China’s property prices rose at the slowest pace in a year in November after the government raised the reserve-ratio requirement for banks twice and expanded measures to limit the risk of asset bubbles.
Home prices in 70 cities climbed 7.7 percent from a year earlier and increased 0.3 percent from October, the statistics bureau said on its website today. The year-on-year advance was slower than the 8.6 percent gain in October and the 8 percent median estimate in a Bloomberg survey of seven economists. Sales volume increased 14.5 percent from a year earlier and transaction values surged 18.6 percent, the report said.
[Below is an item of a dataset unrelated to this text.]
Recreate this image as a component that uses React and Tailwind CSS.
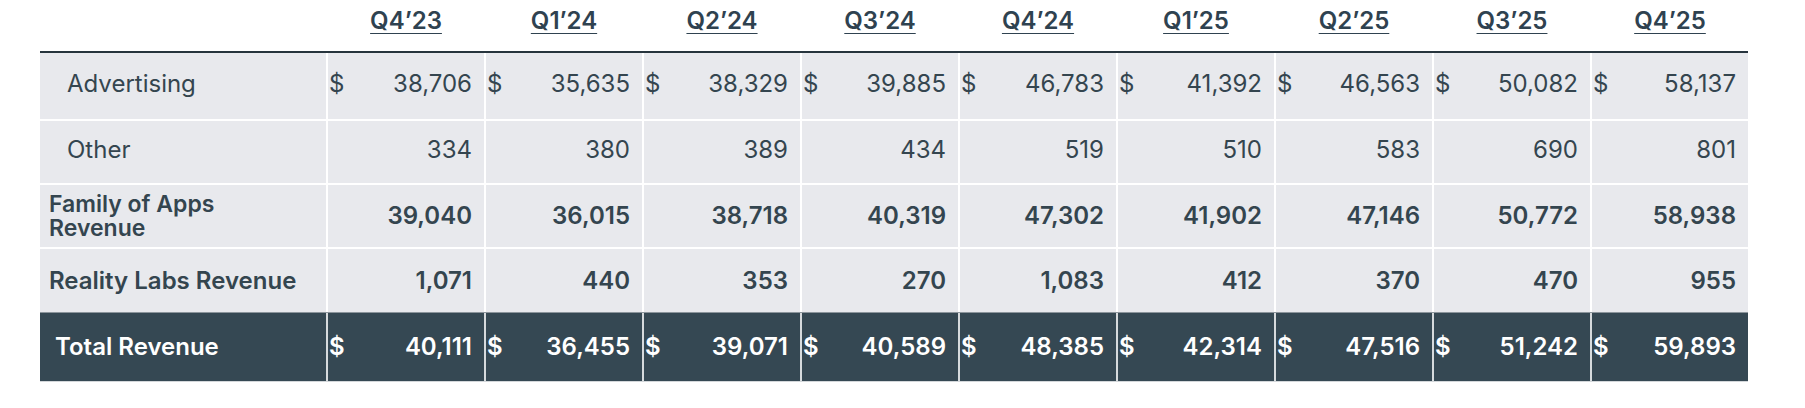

“Beijing will be pleased that house price inflation is continuing to ease,” said Brian Jackson, a Hong Kong-based strategist at Royal Bank of Canada. “But the pick-up in volumes suggest that conditions are still buoyant in the property sector and that more policy measures are required.”
An index of real-estate stocks was the only group that fell among the five of the benchmark Shanghai Composite Index, showing China’s measures including suspending mortgages for third-home buyers and pledging to speed up trials of property taxes nationwide might not be enough. The central bank raised interest rates in October for the first time in three years on concerns of inflation and increases in asset prices.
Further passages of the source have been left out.